TASK GOAL:
In the material below, find how many lines contain the string "this". Write only that number.

DATA RECORDS:
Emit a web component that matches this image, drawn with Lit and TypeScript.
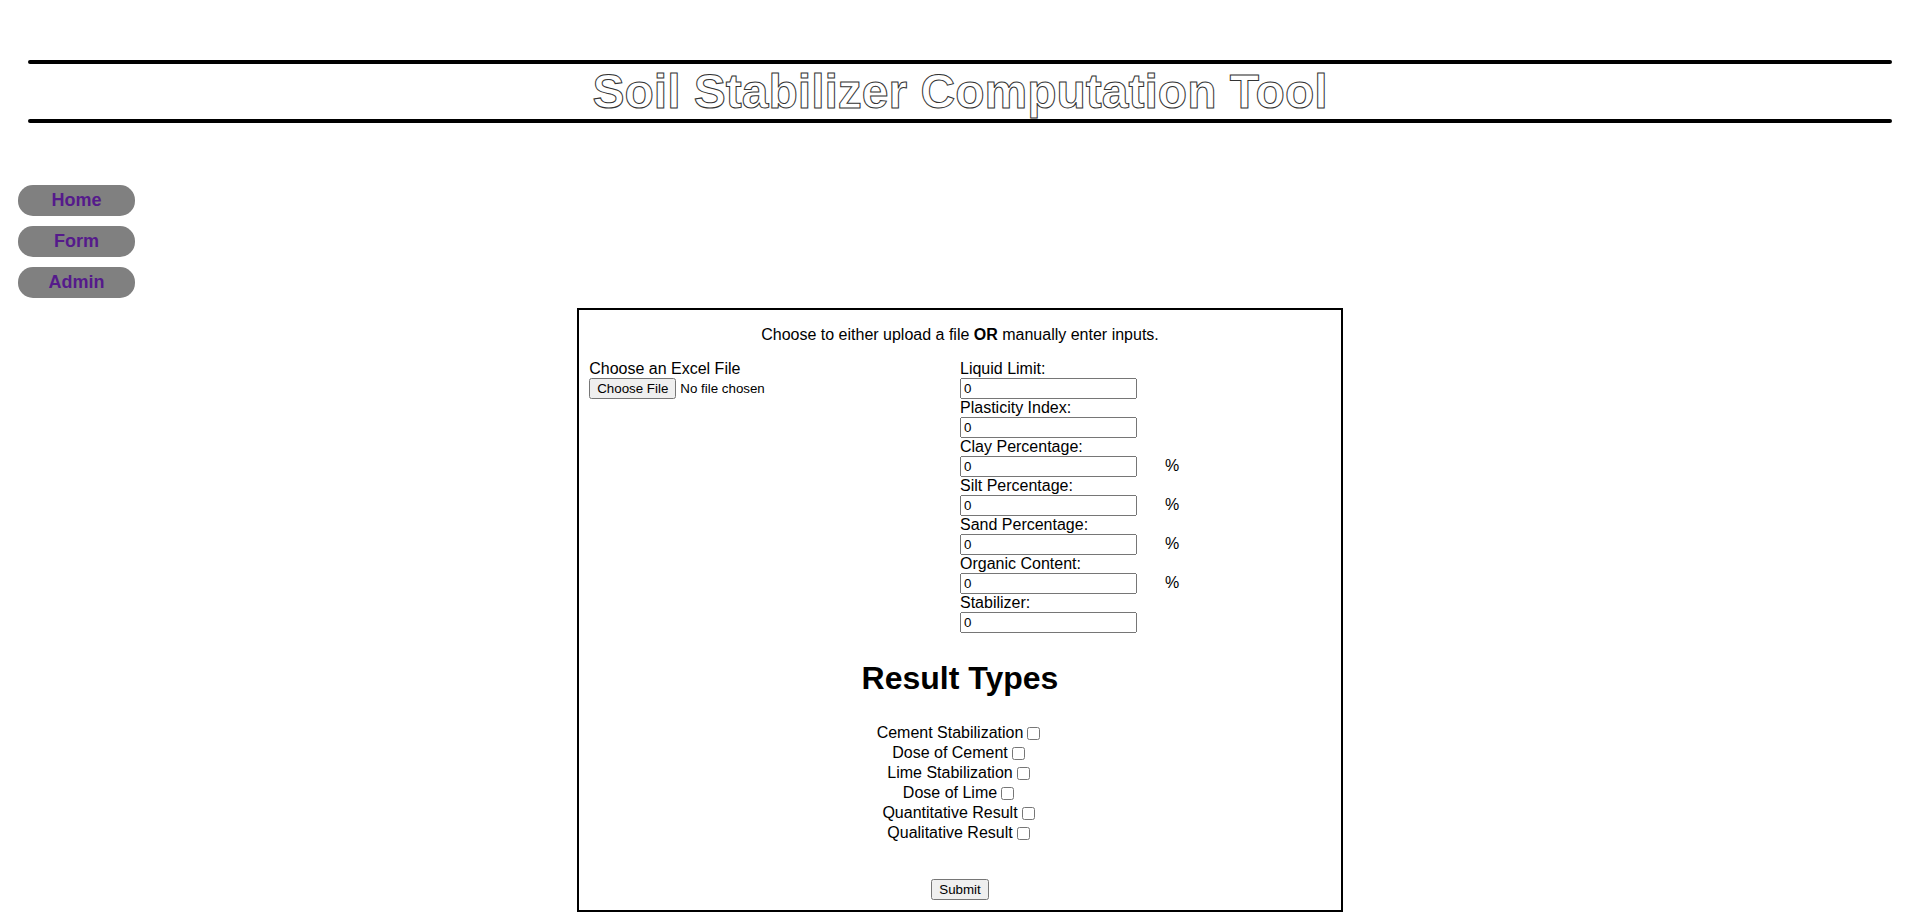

* * *

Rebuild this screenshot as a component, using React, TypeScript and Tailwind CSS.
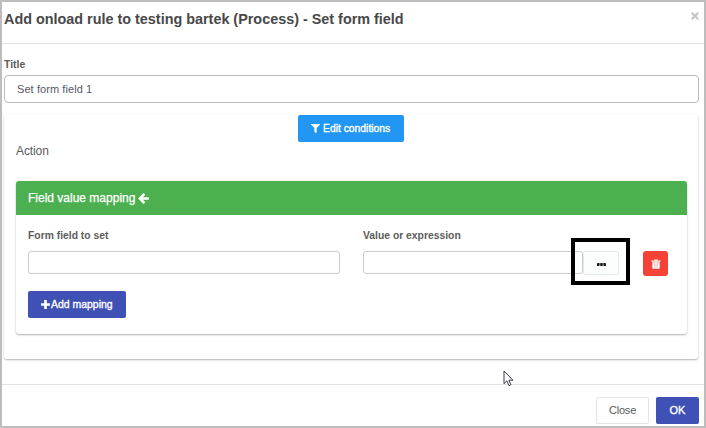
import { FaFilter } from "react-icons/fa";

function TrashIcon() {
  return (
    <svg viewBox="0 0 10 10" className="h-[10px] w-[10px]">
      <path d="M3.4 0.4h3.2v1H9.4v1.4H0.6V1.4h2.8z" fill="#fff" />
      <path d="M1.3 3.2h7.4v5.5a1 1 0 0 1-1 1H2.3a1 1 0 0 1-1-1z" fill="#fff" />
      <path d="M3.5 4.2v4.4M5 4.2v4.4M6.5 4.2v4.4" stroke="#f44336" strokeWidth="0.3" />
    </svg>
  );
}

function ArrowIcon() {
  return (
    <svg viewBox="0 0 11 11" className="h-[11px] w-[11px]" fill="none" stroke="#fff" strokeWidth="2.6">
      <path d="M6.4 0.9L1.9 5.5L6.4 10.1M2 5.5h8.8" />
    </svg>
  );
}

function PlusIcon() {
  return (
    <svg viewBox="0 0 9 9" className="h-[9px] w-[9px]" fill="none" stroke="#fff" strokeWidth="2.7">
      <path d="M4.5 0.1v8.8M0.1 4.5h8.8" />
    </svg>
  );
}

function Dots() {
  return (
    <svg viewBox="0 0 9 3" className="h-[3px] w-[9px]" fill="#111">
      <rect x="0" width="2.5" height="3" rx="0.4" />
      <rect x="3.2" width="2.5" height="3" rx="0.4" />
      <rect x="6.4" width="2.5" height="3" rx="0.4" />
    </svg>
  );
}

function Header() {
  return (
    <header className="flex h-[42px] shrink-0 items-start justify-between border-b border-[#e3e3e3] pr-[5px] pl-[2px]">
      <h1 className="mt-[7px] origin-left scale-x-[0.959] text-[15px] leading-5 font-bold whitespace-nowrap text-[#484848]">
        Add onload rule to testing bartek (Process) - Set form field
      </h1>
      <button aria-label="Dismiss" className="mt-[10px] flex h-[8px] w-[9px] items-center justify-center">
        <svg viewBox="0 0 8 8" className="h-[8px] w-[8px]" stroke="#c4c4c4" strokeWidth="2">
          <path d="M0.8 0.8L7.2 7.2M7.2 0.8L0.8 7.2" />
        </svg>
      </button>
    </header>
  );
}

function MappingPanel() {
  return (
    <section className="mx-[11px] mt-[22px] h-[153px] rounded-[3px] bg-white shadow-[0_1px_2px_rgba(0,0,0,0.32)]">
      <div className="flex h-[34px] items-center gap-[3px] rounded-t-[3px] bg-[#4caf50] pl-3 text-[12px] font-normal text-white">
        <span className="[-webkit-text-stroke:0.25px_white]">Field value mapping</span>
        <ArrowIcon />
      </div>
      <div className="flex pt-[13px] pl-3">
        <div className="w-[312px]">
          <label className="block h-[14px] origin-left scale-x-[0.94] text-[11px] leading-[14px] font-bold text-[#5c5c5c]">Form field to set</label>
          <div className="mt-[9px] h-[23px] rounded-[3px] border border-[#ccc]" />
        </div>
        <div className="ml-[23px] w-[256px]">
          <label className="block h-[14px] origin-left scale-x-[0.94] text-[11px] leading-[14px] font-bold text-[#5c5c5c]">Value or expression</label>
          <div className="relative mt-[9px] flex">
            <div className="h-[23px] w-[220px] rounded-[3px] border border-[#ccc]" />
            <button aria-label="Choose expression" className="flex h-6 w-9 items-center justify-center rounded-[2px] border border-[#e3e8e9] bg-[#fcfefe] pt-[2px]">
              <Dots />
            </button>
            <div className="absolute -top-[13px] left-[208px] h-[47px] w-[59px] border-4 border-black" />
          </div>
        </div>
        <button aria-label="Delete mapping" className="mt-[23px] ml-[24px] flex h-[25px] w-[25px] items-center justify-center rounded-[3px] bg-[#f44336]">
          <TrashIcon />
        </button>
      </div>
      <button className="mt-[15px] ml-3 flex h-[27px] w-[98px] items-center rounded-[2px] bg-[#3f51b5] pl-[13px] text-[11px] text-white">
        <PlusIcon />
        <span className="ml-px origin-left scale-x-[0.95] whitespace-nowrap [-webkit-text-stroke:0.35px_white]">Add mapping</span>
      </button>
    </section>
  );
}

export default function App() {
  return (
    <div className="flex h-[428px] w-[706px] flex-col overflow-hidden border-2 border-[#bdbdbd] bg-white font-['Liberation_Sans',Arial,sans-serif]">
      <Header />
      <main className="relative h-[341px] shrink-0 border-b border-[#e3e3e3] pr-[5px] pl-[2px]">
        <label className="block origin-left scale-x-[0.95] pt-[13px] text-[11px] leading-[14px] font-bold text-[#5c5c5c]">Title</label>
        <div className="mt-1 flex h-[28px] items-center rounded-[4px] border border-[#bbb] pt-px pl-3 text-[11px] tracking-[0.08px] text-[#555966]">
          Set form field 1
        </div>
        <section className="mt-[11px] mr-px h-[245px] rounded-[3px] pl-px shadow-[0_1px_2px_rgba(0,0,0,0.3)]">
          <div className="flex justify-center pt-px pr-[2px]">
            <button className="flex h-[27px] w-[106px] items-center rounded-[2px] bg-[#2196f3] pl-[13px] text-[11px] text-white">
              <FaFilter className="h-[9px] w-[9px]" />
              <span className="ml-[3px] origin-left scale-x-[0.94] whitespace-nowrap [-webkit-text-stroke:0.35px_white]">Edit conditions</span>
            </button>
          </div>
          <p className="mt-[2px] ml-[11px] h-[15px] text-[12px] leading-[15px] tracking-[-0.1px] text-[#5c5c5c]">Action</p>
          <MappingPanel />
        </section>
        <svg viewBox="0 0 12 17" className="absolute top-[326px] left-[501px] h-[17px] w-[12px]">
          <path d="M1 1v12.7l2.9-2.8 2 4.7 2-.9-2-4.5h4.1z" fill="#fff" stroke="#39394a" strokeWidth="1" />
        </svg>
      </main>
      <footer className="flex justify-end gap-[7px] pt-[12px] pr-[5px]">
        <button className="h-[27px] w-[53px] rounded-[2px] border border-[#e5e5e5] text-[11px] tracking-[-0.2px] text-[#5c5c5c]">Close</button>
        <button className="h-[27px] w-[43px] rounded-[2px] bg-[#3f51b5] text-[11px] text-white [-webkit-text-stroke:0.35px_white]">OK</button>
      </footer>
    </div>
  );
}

EXERCISE RESULT:
2